#### [Exercise details]
Copy every line with the string "components" in it.
--- Available data ---
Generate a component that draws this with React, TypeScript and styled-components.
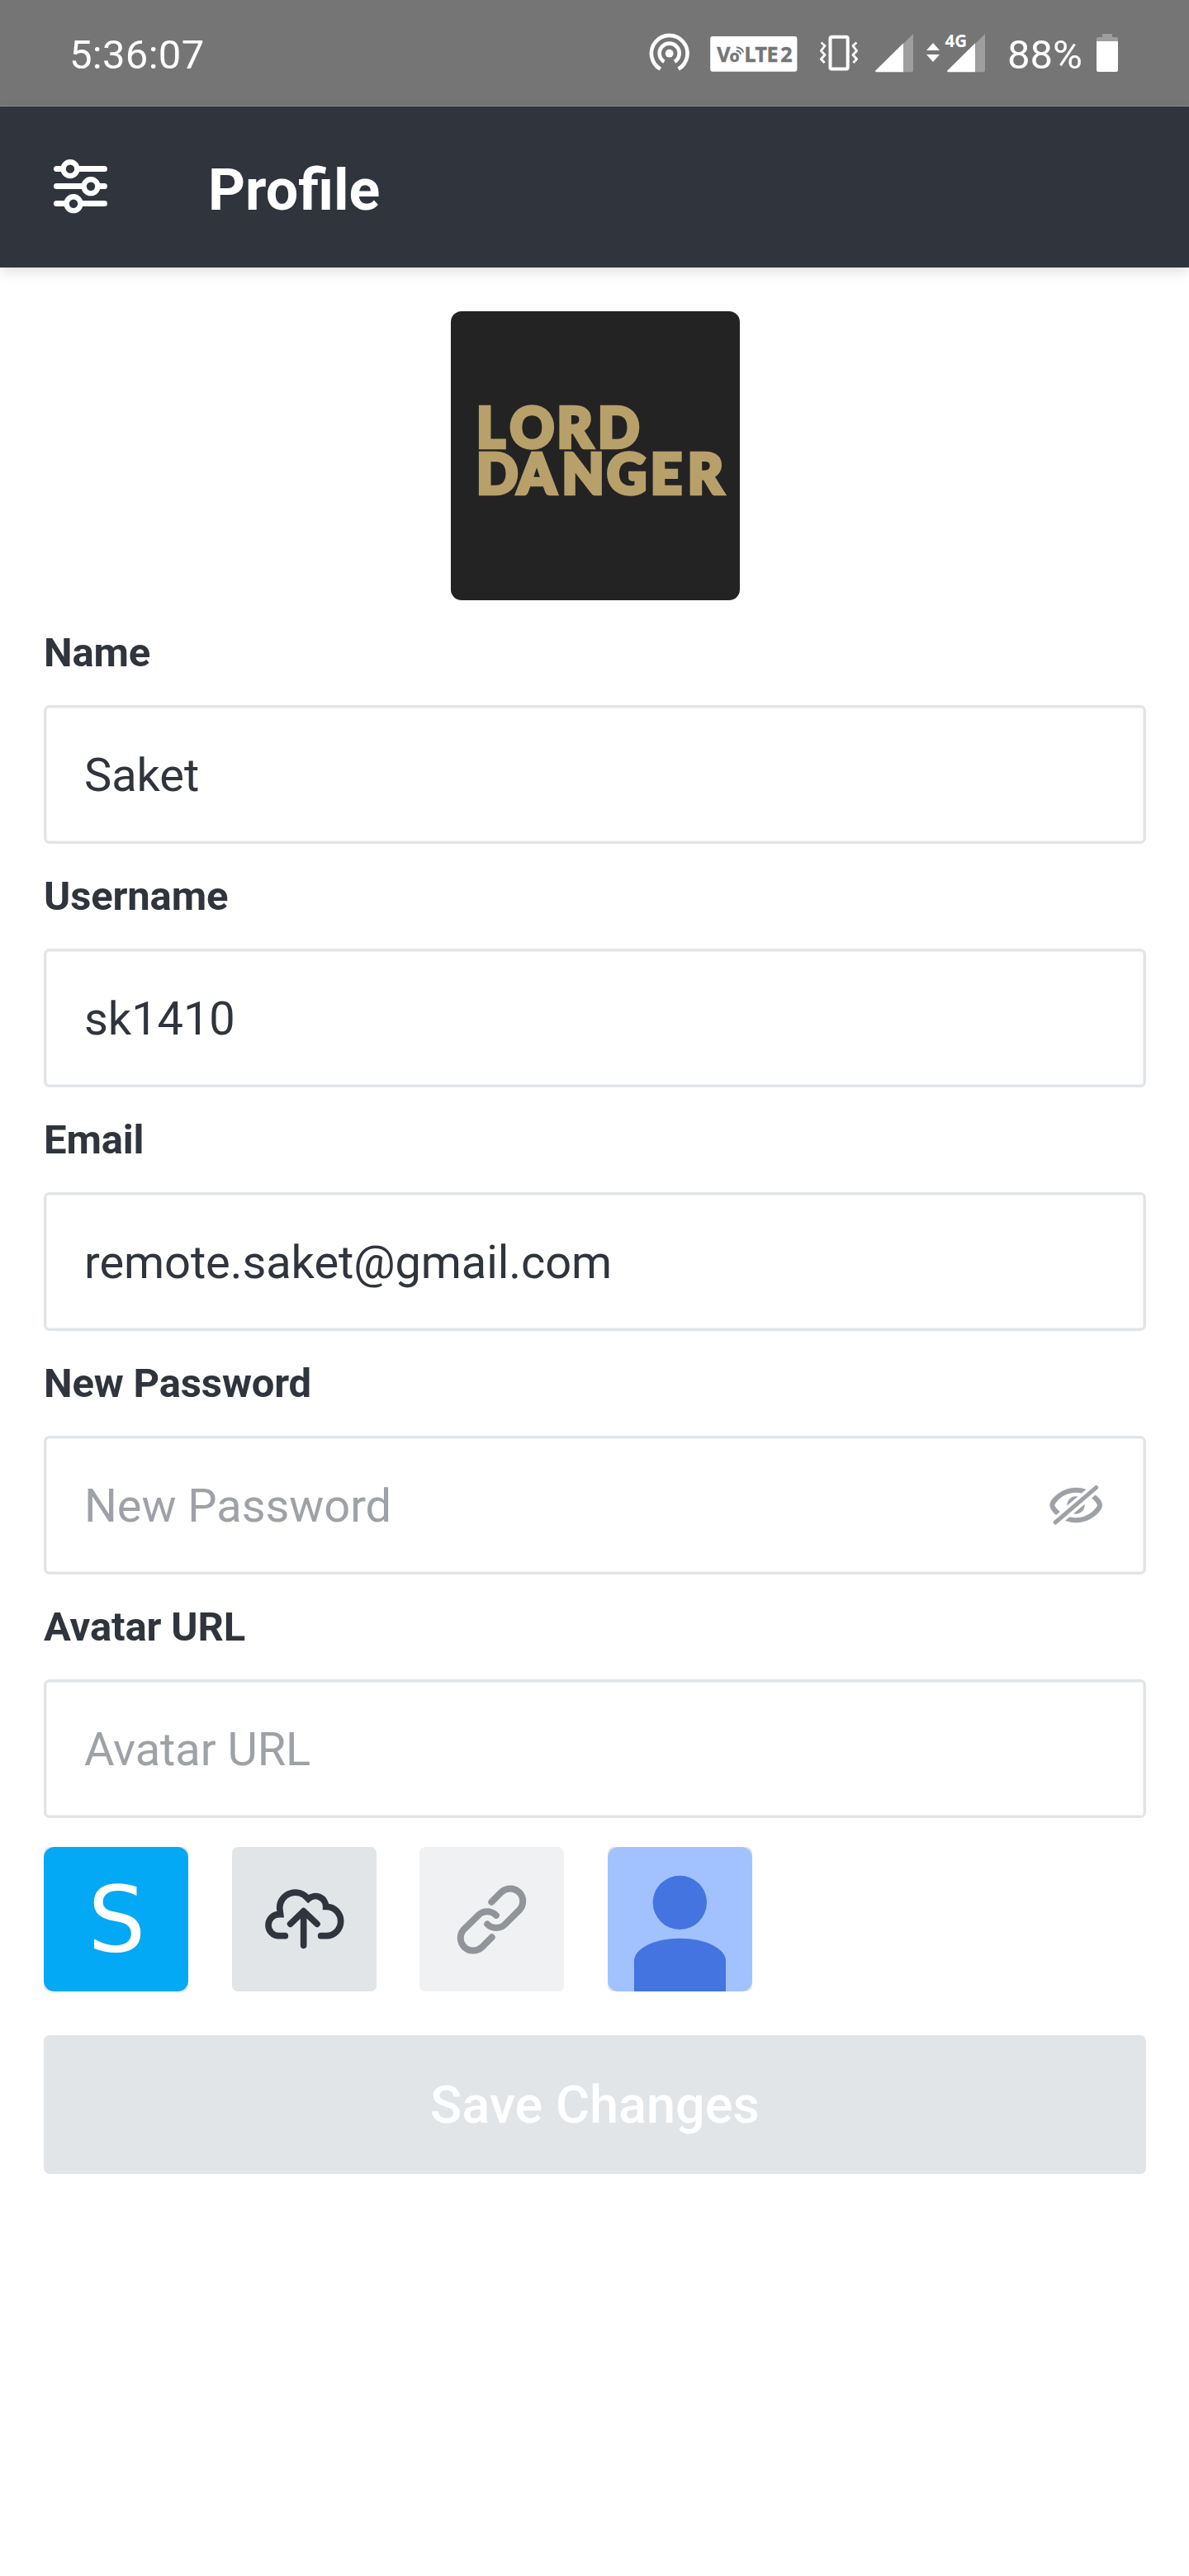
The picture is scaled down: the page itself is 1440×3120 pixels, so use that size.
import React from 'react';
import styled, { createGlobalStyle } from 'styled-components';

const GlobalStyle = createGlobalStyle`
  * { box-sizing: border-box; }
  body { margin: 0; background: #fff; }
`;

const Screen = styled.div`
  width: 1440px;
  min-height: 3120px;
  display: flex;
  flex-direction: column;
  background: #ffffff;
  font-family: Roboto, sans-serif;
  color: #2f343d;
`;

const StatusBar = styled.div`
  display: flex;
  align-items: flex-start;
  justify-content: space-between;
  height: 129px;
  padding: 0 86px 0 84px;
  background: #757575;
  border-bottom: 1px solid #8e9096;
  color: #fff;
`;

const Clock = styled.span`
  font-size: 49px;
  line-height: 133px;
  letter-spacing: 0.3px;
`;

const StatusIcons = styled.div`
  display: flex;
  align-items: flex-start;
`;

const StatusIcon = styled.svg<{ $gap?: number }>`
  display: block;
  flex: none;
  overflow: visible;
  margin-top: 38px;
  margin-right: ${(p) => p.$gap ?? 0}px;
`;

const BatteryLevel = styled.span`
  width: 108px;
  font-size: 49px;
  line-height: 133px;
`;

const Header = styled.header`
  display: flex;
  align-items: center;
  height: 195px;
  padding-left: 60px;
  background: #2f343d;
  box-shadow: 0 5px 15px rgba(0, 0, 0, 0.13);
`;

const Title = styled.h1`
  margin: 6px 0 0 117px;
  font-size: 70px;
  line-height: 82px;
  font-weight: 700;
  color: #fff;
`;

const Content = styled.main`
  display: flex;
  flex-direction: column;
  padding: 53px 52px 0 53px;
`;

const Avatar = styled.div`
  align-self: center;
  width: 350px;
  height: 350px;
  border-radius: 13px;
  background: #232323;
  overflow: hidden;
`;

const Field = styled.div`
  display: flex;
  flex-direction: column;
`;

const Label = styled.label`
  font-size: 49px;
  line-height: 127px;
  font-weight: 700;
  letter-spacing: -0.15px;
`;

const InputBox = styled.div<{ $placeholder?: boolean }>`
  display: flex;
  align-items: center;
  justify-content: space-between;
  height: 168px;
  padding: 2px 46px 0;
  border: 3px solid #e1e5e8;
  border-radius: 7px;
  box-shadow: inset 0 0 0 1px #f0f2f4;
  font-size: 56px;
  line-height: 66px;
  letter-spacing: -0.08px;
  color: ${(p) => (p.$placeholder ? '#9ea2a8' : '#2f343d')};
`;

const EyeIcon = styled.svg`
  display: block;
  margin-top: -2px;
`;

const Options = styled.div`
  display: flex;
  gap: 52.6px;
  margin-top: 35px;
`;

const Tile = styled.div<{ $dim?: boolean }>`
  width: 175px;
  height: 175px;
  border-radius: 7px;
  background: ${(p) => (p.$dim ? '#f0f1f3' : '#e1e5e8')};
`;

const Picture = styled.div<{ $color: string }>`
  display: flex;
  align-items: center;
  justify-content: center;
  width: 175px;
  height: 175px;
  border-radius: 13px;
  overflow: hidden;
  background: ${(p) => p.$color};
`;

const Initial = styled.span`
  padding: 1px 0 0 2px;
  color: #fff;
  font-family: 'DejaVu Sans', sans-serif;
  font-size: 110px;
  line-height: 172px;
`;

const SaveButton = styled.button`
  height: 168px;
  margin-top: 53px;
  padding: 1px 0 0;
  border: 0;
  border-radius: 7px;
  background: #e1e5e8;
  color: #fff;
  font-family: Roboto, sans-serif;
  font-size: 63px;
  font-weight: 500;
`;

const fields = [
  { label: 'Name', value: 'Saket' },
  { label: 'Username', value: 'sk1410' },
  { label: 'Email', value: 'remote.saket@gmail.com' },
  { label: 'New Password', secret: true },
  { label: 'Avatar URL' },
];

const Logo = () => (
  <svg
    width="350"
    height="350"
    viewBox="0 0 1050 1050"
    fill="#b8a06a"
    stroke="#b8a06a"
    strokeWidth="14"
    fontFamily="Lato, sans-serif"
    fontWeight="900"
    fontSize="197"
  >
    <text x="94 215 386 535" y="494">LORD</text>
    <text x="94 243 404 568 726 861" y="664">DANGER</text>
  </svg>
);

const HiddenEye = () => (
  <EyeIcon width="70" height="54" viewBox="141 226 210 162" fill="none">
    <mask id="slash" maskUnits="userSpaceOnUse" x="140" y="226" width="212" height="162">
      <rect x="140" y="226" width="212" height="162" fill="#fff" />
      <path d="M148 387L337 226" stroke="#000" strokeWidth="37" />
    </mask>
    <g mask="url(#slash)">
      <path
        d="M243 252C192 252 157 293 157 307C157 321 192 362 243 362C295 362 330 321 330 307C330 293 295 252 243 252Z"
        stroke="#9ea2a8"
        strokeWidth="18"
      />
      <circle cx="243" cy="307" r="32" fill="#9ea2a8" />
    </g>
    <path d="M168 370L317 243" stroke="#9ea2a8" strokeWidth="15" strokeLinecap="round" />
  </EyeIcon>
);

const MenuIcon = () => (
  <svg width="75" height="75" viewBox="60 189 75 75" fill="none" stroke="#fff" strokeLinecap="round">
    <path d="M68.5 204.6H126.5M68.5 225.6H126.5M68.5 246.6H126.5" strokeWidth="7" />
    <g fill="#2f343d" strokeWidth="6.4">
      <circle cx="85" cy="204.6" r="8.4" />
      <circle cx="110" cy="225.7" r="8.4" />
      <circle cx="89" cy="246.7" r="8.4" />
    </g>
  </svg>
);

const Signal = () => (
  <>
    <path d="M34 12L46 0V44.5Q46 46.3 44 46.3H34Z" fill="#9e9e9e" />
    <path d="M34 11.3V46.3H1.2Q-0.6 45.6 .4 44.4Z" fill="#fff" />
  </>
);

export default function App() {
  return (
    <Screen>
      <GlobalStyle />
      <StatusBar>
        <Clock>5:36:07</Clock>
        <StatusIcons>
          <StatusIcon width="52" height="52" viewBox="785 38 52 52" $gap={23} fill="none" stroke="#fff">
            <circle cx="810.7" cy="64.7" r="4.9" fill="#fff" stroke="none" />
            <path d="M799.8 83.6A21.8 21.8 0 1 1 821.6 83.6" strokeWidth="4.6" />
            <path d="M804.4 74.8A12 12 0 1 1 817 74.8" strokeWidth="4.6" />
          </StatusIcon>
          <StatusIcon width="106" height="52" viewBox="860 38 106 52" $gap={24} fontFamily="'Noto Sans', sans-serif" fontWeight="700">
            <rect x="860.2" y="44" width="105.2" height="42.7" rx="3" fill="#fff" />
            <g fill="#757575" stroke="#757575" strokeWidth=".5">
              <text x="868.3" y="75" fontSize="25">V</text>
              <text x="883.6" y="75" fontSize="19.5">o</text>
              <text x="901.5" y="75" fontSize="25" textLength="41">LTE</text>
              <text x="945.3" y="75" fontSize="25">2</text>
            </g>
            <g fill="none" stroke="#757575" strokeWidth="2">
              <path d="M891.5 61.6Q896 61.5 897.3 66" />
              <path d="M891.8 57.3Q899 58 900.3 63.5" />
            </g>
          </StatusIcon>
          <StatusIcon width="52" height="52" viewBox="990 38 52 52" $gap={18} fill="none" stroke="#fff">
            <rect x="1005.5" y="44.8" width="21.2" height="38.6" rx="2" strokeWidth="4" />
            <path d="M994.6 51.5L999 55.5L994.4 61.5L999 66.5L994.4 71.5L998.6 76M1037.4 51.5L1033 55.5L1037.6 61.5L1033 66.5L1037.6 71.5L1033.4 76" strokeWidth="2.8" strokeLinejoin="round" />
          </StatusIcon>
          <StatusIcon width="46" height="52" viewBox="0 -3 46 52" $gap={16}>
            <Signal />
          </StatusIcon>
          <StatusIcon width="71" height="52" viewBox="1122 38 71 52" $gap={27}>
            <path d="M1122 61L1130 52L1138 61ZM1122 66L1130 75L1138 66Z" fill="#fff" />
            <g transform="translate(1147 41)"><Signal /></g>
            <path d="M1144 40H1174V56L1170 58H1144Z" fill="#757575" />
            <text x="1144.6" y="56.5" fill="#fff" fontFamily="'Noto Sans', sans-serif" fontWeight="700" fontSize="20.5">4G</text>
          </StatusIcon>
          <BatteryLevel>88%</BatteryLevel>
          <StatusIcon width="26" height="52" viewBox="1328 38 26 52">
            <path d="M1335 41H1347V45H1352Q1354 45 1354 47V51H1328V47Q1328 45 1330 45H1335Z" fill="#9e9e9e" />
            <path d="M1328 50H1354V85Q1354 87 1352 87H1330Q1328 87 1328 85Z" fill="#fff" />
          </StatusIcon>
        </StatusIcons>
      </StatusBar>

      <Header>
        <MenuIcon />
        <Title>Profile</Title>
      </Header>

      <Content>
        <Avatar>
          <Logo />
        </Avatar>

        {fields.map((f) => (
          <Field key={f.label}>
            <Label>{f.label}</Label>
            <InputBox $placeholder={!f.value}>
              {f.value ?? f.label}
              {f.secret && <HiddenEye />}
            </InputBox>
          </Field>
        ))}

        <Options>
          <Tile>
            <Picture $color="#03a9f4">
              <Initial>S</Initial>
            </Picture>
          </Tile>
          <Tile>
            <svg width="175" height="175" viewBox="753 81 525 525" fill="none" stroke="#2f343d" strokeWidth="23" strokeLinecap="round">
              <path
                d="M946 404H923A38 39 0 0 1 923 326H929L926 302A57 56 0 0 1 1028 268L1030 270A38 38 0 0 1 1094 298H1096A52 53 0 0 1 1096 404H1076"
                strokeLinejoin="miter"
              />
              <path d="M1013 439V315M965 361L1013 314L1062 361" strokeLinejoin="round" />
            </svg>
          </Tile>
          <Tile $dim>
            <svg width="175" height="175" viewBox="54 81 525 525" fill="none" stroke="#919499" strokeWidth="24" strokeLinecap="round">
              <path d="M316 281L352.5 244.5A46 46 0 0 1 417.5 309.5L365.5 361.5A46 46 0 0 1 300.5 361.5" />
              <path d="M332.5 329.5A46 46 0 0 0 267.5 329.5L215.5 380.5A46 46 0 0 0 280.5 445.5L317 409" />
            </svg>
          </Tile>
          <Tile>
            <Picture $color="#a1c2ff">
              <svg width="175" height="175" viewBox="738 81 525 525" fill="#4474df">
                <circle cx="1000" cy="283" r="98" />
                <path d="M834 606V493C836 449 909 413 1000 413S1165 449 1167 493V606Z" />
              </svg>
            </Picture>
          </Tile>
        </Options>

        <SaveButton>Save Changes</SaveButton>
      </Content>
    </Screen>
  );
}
---
#### [Exercise answer]
Generate a component that draws this with React, TypeScript and styled-components.
import styled, { createGlobalStyle } from 'styled-components';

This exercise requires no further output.